ONCE

Once (2007)

ONCE

(director/writer: John Carney; cinematographer: Tim Fleming; editor: Paul Mullen; music: Glen Hansard and Markéta Irglova; cast: Glen Hansard (the Guy), Markéta Irglova (the Girl), Geoff Minogue (Eamon), Bill Hodnett (Guy’s Dad), Danuse Ktrestova (Girl’s Mother); Runtime: 85; MPAA Rating: R; producer: Martina Niland; Fox Searchlight; 2006-Ireland)
“Gives off good vibes.”

Reviewed by Dennis Schwartz

Irish writer-director John Carney (“On The Edge”/”Zonad”), once a bass playing member of the Irish band the Frames, strings this genial, uplifting traditional musical tale together with a heartwarming romance and pleasant original folk songs.

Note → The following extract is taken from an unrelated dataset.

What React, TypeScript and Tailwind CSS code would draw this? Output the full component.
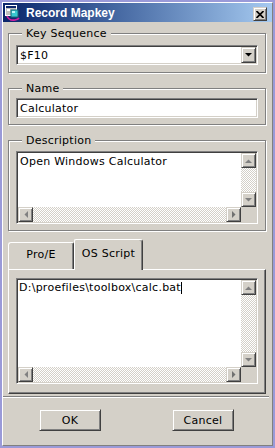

Glen Hansard, of the Frames, is a twentysomething Dublin-based busker by night on the busy Grafton Street, where he plays the violin and sings his own folk tunes, and by day works in his kindly dad’s shop as a vacuum-cleaner repairman. While playing on the street he’s befriended by 17-year-old Czech immigrant Markéta Irglova, who is a pianist earning some bread selling flowers in the street and as a house cleaner, and for a week the two indigent young adults slowly get acquainted and try to find out if they are soul mates. There’s the hitch over Markéta having a baby girl and a hubby back in the homeland, who has not worked out as a marriage partner; while Glen had his heart broken by an Irish girl he loved who dumped him for another fellow and then split alone to London. Inspired by the perky Markéta, the laidback Glen enlists a motley crew of buskers to record with him a demo album and the heart of the film is watching these amateurs spend a weekend together trying to find their ticket into the big time and seeing if there’s a romance together for them in the future.

Despite cheap production values (was made for less than $200,000 and financed by the Irish Film Board) and inexperienced actors, the film is appealing because its leads are likable and act natural, and the music, if not great, is at least decent and vibrant. It never tries to be anything but the small film it is, and thereby sincerely gives off good vibes.

This unheralded small film became the sleeper hit at the Sundance Film Festival and won the World Audience Award.